On April 8-9, 2019, the SEC held its annual SEC Speaks conference in Washington, D.C., which featured remarks from the Chairman and Commissioners, discussions regarding current enforcement initiatives and priorities for the upcoming year and an update on litigation and legislative developments.
Highlights from this year’s conference included:
• Chairman and Commissioner Speeches. Chairman Jay Clayton summarized the SEC’s work over the past year, emphasizing the SEC’s three-part mission to protect investors, maintain fair and efficient markets and facilitate capital formation. He discussed factors and trends impacting the SEC’s operations and highlighted the SEC’s recent victory in Lorenzo v. SEC as well as the SEC’s enhanced disclosure requirements for broker-dealers and investment advisers. Commissioner Robert J. Jackson Jr. discussed key topics which have received SEC attention over the past 15 months, including Regulation Best Interest, market structure, shareholder voting and cybersecurity. He also noted areas for reevaluation and possible regulatory update, including insider trading, Form 8-K reporting and compensation disclosure. Commissioner Hester M. Peirce discussed how staff-level guidance can provide valuable assistance to market participants, highlighting the value of no-action letters, and noting difficulties that arise when staff guidance is not made public. Commissioner Elad L. Roisman discussed recent efforts of the SEC to alleviate challenges and facilitate the IPO process for small companies.
• Enforcement Trends and Priorities Relating to Retail Investors. Conference participants discussed the Retail Strategy Task Force’s focus on affinity fraud, the Division of Enforcement’s Share Class Selection Disclosure Initiative, the Division of Enforcement’s actions in connection with the improper diversion of municipal bonds from retail investors to broker-dealers and areas of focus for the Complex Financial Instruments Unit, which included an increased focus on protecting retail investors in light of increasingly complex products, including certain types of ETFs.

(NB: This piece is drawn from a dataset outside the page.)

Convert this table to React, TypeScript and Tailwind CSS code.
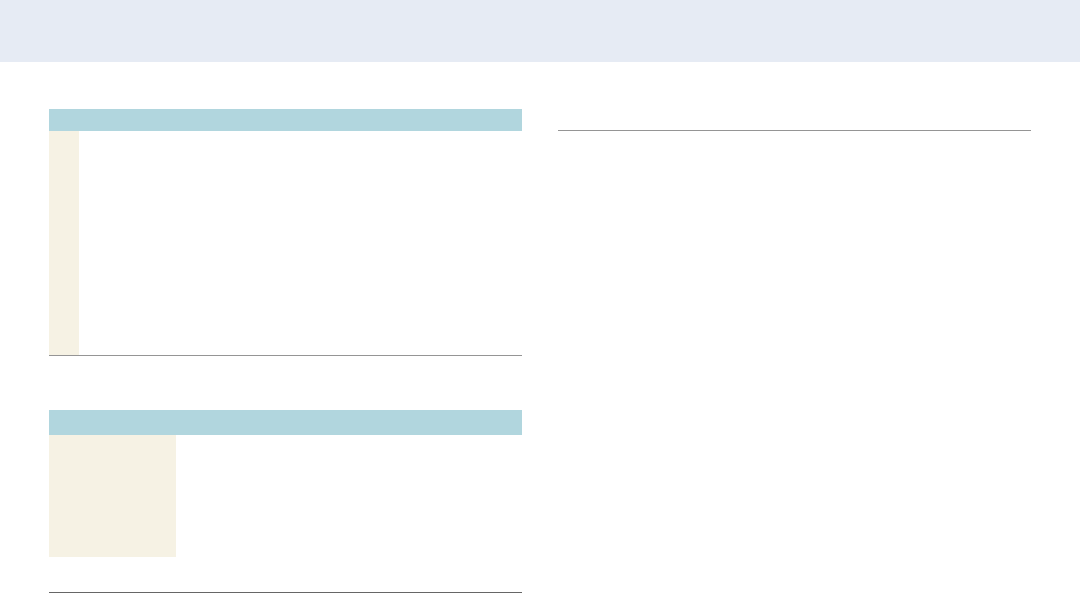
import React from "react";

const App = () => {
  return (
    <div className="min-h-[593px] w-[1080px] bg-white font-['Liberation_Sans',sans-serif]">
      <header className="h-[62px] bg-[#e6ebf4]" />
      <main className="flex gap-[36px] px-[49px] pt-[47px]">
        <section className="flex w-[473px] flex-col">
          <div className="flex flex-col">
            <div className="h-[22px] bg-[#b1d6de]" />
            <div className="flex h-[225px] border-b border-[#959595]">
              <div className="w-[30px] bg-[#f6f2e4]" />
              <div className="flex-1" />
            </div>
          </div>
          <div className="mt-[54px] flex flex-col">
            <div className="h-[25px] bg-[#b1d6de]" />
            <div className="flex h-[158px] flex-col border-b border-[#666666]">
              <div className="flex h-[122px]">
                <div className="w-[127px] bg-[#f6f2e4]" />
                <div className="flex-1" />
              </div>
            </div>
          </div>
        </section>
        <section className="flex w-[473px] flex-col">
          <div className="h-[22px] border-b border-[#959595]" />
        </section>
      </main>
    </div>
  );
};

export default App;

• Use of Data Analytics by the Division of Enforcement. Conference participants discussed the technology used by the Complex Financial Instruments Unit, the use of data analytics at the Division of Enforcement, the importance of blue sheets for detecting violations of the securities laws and the Retail Strategy Task Force’s use of data analytics to understand patterns within certain demographic groups and to study how such groups are impacted by specific types of fraud.
• Cooperation. Conference participants discussed the importance of cooperation in SEC settlement orders, the types of cooperation credit that can be earned, the Division of Enforcement’s use of cases to send messages about the benefits of cooperation and the benefits of self-reporting.
• Miscellaneous Enforcement Priorities and Trends. Conference participants discussed the significance of publiccompany financial fraud cases, themes of the SEC’s Foreign Corrupt Practices Act-related enforcement actions, the focus by the Market Abuse Unit on the accuracy of representations made in the areas of exchanges, alternative trading systems and dark pools, the types of cases that were brought within the last year by the Cyber Unit, including in connection with initial coin offerings, exchange registration, broker-dealer registration and crypto fund registration, the FCPA Unit’s continued commitment to coordinating with both domestic and international law enforcement partners and the importance of cross-border enforcement cooperation and cross-border supervisory cooperation.
• Litigation Developments. Conference participants discussed Lorenzo v. SEC, its resolution of fraud issues surrounding subsections (a) and (c) of Rule 10b-5 and its impact on the Supreme Court’s decision in Janus Capital Group v. First Derivative Traders, developments in insider trading law, including the decision in United States v. Martoma, as well as developments in civil penalties for insider trading, including the decision in SEC v. Rajaratnam, the impact of Kokesh v. SEC on the statute of limitations for claims seeking disgorgement and other issues surrounding disgorgement by the SEC, recent challenges to Rule 30e-3, which allows qualified mutual funds to distribute most shareholder reports online, and challenges to the appointment of administrative law judges by the SEC.